A Moonlit Lane by John Atkinson Grimshaw |
Leeds was a very different place from the city I had left aged twelve but it still felt strangely like home. I had managed to secure a room in a student house at the end of Wood Lane, the same long, dark lane where I had gone for my piano lessons at Leeds College of Music, all those years ago.
My teacher back then was Miss Ingram. She was nice enough, but I was a little afraid of her. She wore a black velvet jacket and massaged her hands with Nivea Cream. The scent of it still reminds me of her. I remember the head of the school remarking to my parents that she had 'an iron hand in a velvet glove' . I was seven when I began lessons and even though I dimly perceived that he didn't mean it literally, there was some part of me that wondered about her hands. Especially since - although she wore no velvet gloves - there was that velvet coat ...
I remember little about the student flat apart from the fact that I wasn't in it very often, due to the nature of the course, which involved research elsewhere. I do remember that on our first night, we went into the shared kitchen to be met with a great commotion as what seemed like an army of mice scattered from the cooker. Investigation proved that it had not been cleaned for years, not even over the summer vacation when the authorities knew that the rooms were to be re-let. It was covered in deeply embedded fat. The previous tenants had been male students, and we blamed them vociferously, although the truth was probably that females would have been just as bad at cleaning up.
Because the lane was long and dark, with high stone walls enclosing the gardens of large houses - exactly like the atmospheric painting by J A Grimshaw, above - we tried to make sure that if we were coming home at night we didn't have to walk alone. There was one occasion, however, a midwinter evening, when I got off the bus and realised that I would have to negotiate the lane all by myself. Reader, adrenalin kicked in, I slung my bag across my body, took to my heels and ran, not stopping to draw breath till I reached the front door. Years later, I realised that Peter Sutcliffe had frequented that area. His earliest attack was in 1969. I was in Leeds in the early 70s. Sutcliffe murdered a student, Jacqueline Hill, in November 1980, as she walked home from her bus stop at around 9.15 at night. He attacked her in Alma Road, which runs parallel to Wood Lane, presumably another lonely lane. Which still gives me a frisson of disquiet, whenever I think about it.

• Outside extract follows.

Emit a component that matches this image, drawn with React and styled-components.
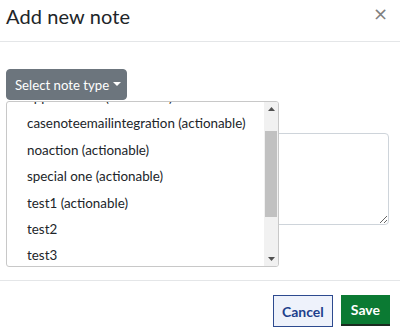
import React from "react";
import styled, { createGlobalStyle } from "styled-components";

const Global = createGlobalStyle`
  html, body { margin: 0; padding: 0; background: #fff; }
  body { font-family: Lato, "Noto Sans", sans-serif; color: #212529; }
`;

const Modal = styled.div`
  width: 400px;
  height: 331px;
  display: flex;
  flex-direction: column;
  background: #fff;
  overflow: hidden;
`;

const Header = styled.div`
  height: 42px;
  flex: none;
  display: flex;
  align-items: center;
  justify-content: space-between;
  padding: 0 12px 0 6px;
  border-bottom: 1px solid #e4e6e8;
  box-sizing: border-box;
`;

const Title = styled.h5`
  margin: 0;
  font-size: 20px;
  font-weight: 400;
  color: #212529;
  letter-spacing: 0.1px;
  padding-bottom: 10px;
`;

const Close = styled.button`
  border: 0;
  background: none;
  padding: 0;
  color: #808080;
  font-size: 18px;
  line-height: 1;
  font-family: "DejaVu Sans", sans-serif;
  padding-bottom: 14px;
`;

const Body = styled.div`
  flex: 1;
  padding: 27px 11px 0 6px;
  display: flex;
  flex-direction: column;
  align-items: flex-start;
`;

const DropdownWrap = styled.div`
  position: relative;
  z-index: 2;
`;

const Toggle = styled.button`
  display: flex;
  align-items: center;
  gap: 4px;
  height: 31px;
  width: 121px;
  padding: 0 0 0 8px;
  background: #6c757d;
  border: 1px solid #6c757d;
  border-radius: 4px;
  color: #fff;
  font-family: inherit;
  font-size: 13.2px;
`;

const Caret = styled.span`
  width: 0;
  height: 0;
  border-left: 4px solid transparent;
  border-right: 4px solid transparent;
  border-top: 4px solid #fff;
  margin-bottom: 2px;
`;

const Menu = styled.div`
  position: absolute;
  top: 32px;
  left: 0;
  width: 273px;
  height: 166px;
  box-sizing: border-box;
  border: 1px solid #c8c8c8;
  border-radius: 3px;
  background: #fff;
  display: flex;
  overflow: hidden;
`;

const ListViewport = styled.div`
  flex: 1;
  overflow: hidden;
`;

const List = styled.ul`
  list-style: none;
  margin: 0;
  padding: 0;
`;

const Item = styled.li`
  height: 26.4px;
  line-height: 26.4px;
  padding: 0 20px;
  font-size: 13.4px;
  color: #212529;
  white-space: nowrap;
`;

const Scrollbar = styled.div`
  width: 14px;
  flex: none;
  background: #f1f1f1;
  display: flex;
  flex-direction: column;
  align-items: center;
`;

const Arrow = styled.div`
  height: 14px;
  width: 14px;
  display: flex;
  align-items: center;
  justify-content: center;
`;

const Thumb = styled.div`
  width: 12px;
  background: #c1c1c1;
`;

const Track = styled.div`
  flex: 1;
  width: 100%;
  display: flex;
  justify-content: center;
`;

const Textarea = styled.textarea`
  margin-top: 33px;
  width: 383px;
  height: 92px;
  box-sizing: border-box;
  border: 1px solid #ced4da;
  border-radius: 4px;
  resize: vertical;
  font-family: inherit;
`;

const Footer = styled.div`
  height: 51px;
  flex: none;
  border-top: 1px solid #e4e6e8;
  display: flex;
  justify-content: flex-end;
  align-items: flex-start;
  gap: 8px;
  padding: 14px 10px 0 0;
  box-sizing: border-box;
`;

const Btn = styled.button`
  height: ${(p) => (p.$primary ? "31px" : "32px")};
  padding: 0 ${(p) => (p.$primary ? "10px" : "8px")};
  font-family: Lato, "Noto Sans", sans-serif;
  font-weight: 700;
  font-size: 14px;
  border-radius: 0;
  background: ${(p) => (p.$primary ? "#0b7a33" : "#eef2fb")};
  color: ${(p) => (p.$primary ? "#fff" : "#1d3f8c")};
  border: ${(p) => (p.$primary ? "0" : "1px solid #2d4a8f")};
  border-bottom: ${(p) => (p.$primary ? "2px solid #1b2a20" : "1px solid #2d4a8f")};
`;

const items = [
  "appointment (actionable)",
  "casenoteemailintegration (actionable)",
  "noaction (actionable)",
  "special one (actionable)",
  "test1 (actionable)",
  "test2",
  "test3",
  "test4",
];

export default function App() {
  return (
    <Modal>
      <Global />
      <Header>
        <Title>Add new note</Title>
        <Close aria-label="Close">×</Close>
      </Header>
      <Body>
        <DropdownWrap>
          <Toggle>
            Select note type <Caret />
          </Toggle>
          <Menu>
            <ListViewport>
              <List style={{ marginTop: -18 }}>
                {items.map((t) => (
                  <Item key={t}>{t}</Item>
                ))}
              </List>
            </ListViewport>
            <Scrollbar>
              <Arrow>
                <svg width="7" height="4" viewBox="0 0 7 4">
                  <path d="M0 4 L3.5 0 L7 4 Z" fill="#505050" />
                </svg>
              </Arrow>
              <Track>
                <Thumb style={{ marginTop: 15, height: 86 }} />
              </Track>
              <Arrow>
                <svg width="7" height="4" viewBox="0 0 7 4">
                  <path d="M0 0 L7 0 L3.5 4 Z" fill="#505050" />
                </svg>
              </Arrow>
            </Scrollbar>
          </Menu>
        </DropdownWrap>
        <Textarea />
      </Body>
      <Footer>
        <Btn>Cancel</Btn>
        <Btn $primary>Save</Btn>
      </Footer>
    </Modal>
  );
}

What possessed university authorities to house female students at the end of dark lanes? A recent question, asking women what they would do if there were no men in the world for 24 hours, was revealing. A large percentage of us would go walking at night, without fear. I can do that in the small Scottish village where I live. Women - especially older women - can often do the same in city centres with significant camera coverage. But I think most men have no notion of the ways in which most women police and prepare themselves, thinking the unthinkable, judging distances, walking briskly, keys in hand, middle of the pavement, seeking the light. And just occasionally, when instinct takes over, running like the wind from the monster behind us. Not all men are predators, but most sexual predators are male.
I loved my time in Leeds. We were taught by Stewart Sanderson and by a fine lecturer called Tony Green. Among much else I wrote a poem about him called Sudden Man. It was published back then by Akros publications in a collection called A Book of Men, and I included it in my own more recent collection, Midnight Sun. The title is - I'm both moved and honoured to say - on Tony's headstone. I didn't meet him throughout all the years after graduation, but somehow, the poem stayed with his family and after he died, his wife contacted me to ask if she could use it at his funeral. She explained how vividly it seemed to characterise him. And yet - even though I appreciated his teaching very much indeed - I would never have claimed to know him well.
Like most writers, I was a keen observer, deeply interested in people, in what made them tick, in how it might feel to be them. Interested in what fired my own imagination. I still am. So perhaps I am a writer after all! A piece of advice I was given very early in my career still holds good. 'The way to be a writer is to write.'
This is not something people want to hear. I doubt if I did, back then, although I certainly loved to write. People often want the magic formula that will transform them. There isn't one. And it certainly isn't AI. We learn by doing, not by being. As Miss Ingram with her iron hand in her velvet glove would have said 'Practise, Catherine. You must do your practice.'
Where writing is concerned, I have. I still do. Every day without fail.